Refuse & Other Vocational Trucks
Factory Direct Availability
Natural gas trucks are available from most truck manufacturers whose products are used for refuse applications including Mack, Peterbilt, Freightliner, Autocar, American LaFrance, and Freightliner. These trucks incorporate dedicated natural gas engine technology from Canadian company Cummins Westport. Fleet daily fuel needs can be met with a range of fuel tank capacities and configurations. Kelowna, British Columbia-based Enviromech Industries is one of North America’s leading suppliers of modular natural gas fuel storage systems for heavy trucks and buses including refuse trucks.
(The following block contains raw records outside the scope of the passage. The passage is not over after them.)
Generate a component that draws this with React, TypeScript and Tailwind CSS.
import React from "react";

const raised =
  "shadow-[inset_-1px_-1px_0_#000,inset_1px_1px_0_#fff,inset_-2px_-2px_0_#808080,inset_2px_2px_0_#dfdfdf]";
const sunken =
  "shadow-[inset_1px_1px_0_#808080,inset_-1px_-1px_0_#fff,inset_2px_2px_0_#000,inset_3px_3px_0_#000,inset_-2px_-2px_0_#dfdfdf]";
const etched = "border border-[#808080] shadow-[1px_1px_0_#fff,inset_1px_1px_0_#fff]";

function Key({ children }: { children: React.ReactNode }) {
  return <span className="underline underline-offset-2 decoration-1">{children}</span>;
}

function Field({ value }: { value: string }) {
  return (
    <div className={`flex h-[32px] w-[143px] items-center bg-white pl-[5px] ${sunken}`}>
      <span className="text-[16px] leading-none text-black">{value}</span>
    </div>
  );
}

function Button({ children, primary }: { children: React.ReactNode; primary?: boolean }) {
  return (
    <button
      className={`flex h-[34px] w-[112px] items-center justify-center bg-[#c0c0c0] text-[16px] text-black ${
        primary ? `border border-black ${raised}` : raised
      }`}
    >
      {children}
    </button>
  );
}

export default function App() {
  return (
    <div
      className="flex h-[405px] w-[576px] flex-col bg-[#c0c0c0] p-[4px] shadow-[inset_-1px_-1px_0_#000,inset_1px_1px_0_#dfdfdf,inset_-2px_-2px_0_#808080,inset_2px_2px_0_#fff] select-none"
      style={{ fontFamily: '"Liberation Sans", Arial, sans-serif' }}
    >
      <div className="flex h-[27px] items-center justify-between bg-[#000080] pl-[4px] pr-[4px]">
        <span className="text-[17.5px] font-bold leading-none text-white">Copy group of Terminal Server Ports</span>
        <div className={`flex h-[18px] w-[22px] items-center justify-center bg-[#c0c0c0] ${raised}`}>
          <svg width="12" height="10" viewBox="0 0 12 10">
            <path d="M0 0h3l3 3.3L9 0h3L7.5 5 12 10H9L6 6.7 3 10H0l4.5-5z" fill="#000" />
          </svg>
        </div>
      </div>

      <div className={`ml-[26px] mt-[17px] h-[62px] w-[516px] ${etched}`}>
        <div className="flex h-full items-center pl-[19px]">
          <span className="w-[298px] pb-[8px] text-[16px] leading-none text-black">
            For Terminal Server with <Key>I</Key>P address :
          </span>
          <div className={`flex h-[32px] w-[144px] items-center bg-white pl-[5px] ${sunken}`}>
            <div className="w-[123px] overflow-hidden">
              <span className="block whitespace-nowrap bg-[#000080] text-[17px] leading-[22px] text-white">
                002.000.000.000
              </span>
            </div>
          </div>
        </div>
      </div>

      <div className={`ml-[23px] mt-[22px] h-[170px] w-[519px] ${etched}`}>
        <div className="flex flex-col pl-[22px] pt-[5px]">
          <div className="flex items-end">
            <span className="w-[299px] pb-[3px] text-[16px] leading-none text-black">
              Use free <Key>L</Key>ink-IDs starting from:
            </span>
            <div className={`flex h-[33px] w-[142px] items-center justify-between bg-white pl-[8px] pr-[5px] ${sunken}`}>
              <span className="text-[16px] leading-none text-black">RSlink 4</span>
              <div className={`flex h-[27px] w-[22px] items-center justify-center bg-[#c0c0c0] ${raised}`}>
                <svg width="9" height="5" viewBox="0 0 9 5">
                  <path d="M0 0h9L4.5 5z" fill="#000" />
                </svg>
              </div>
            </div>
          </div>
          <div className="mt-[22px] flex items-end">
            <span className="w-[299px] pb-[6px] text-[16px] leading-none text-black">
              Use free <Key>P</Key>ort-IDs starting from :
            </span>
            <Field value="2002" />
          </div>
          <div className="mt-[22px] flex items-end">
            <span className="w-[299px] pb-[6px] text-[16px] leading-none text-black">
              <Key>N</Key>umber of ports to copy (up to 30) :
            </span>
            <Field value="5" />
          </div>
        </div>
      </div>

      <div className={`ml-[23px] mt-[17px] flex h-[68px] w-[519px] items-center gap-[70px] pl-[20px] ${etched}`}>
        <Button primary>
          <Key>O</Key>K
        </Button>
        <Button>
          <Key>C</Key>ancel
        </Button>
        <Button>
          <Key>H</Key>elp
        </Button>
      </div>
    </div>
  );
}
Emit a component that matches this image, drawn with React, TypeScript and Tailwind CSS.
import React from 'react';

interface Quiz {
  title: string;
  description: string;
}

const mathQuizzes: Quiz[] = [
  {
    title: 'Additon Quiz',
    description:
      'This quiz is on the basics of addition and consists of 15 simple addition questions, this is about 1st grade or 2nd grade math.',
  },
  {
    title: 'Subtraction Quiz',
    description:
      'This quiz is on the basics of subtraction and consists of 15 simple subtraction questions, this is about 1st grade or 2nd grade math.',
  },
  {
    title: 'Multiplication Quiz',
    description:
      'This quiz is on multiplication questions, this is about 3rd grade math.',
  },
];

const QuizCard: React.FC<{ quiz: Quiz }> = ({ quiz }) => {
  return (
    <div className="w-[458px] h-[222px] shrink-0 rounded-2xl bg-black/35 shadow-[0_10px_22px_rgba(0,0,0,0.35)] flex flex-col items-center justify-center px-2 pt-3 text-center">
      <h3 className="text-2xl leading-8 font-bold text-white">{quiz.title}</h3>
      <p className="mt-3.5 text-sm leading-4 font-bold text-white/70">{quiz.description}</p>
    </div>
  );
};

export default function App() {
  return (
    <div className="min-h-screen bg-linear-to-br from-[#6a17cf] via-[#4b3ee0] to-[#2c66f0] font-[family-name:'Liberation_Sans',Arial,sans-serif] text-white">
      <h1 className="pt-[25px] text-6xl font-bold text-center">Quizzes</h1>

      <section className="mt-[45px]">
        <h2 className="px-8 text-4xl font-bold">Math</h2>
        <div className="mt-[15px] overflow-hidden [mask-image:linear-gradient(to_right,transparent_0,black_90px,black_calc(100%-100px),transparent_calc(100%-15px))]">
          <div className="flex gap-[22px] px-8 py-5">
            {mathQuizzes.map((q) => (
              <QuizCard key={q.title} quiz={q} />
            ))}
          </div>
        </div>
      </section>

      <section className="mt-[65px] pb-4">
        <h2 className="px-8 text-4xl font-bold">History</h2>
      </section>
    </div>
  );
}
Natural gas refuse trucks do not require diesel particulate filters or selective catalytic reduction to meet 2010 emission standards. The Cummins Westport ISL G was actually the first engine to comply with 2010 standards and it did so three years early in 2007. The ISL G uses a simple maintenance-free, three-way catalyst. Reduced levels of nitrogen oxide emissions associated with natural gas engines are achieved without the need for selective catalytic reduction that relies on urea to neutralize nitrogen oxide emissions. As emission standards have increased in stringency, diesel engines have had to increase in complexity to reduce exhaust emissions. Diesel and natural gas now achieve the same tailpipe standards, but the Cummins Westport ISL G is able to comply using simpler technology.
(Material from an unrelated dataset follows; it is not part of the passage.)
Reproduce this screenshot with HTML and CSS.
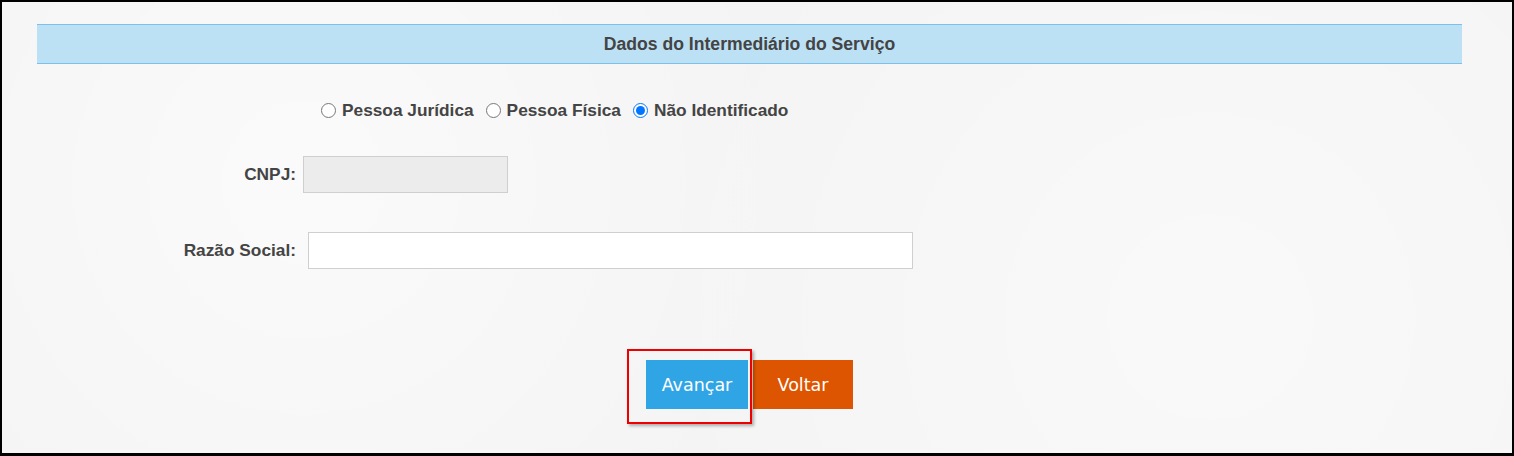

Environmental & Fuel Cost Benefits
Natural gas provides a way to decrease lifecycle carbon emissions, reduce noise levels, and lower the per kilometer cost of fuel. According to Natural Resources Canada’s lifecycle emissions model GHGenius, the carbon benefit is an estimated 18% or 12 tonnes less carbon for a natural gas refuse truck driven 45,000 kilometers per year. Natural gas refuse trucks have less noise at idle with a more than 10 decibel difference at idle compared with diesel refuse trucks. Natural gas is typically 20-30% less expensive than diesel fuel, so costs per kilometer can be reduced. Natural gas refuse trucks can also operate on renewable biomethane produced by upgrading landfill gas or other biogas. The benefits of natural gas for municipal refuse truck fleets were highlighted in the January 2009 edition of Municipal World.
Other Vocational Trucks
In addition to refuse trucks, the Cummins Westport ISL G powers an increasing number of vocational trucks. As noted, natural gas can provide a way to decrease lifecycle carbon emissions, reduce noise levels, and lower the per kilometer cost of fuel. Enbridge Gas Distribution recently purchased five medium duty, single axle natural gas dump trucks for its fleet. These vehicles offer power and performance characteristics similar to diesel trucks while operating on a lower cost and lower carbon fuel. Two of the trucks are Freightliner M2 112s, one of which was on display at Truck World 2010.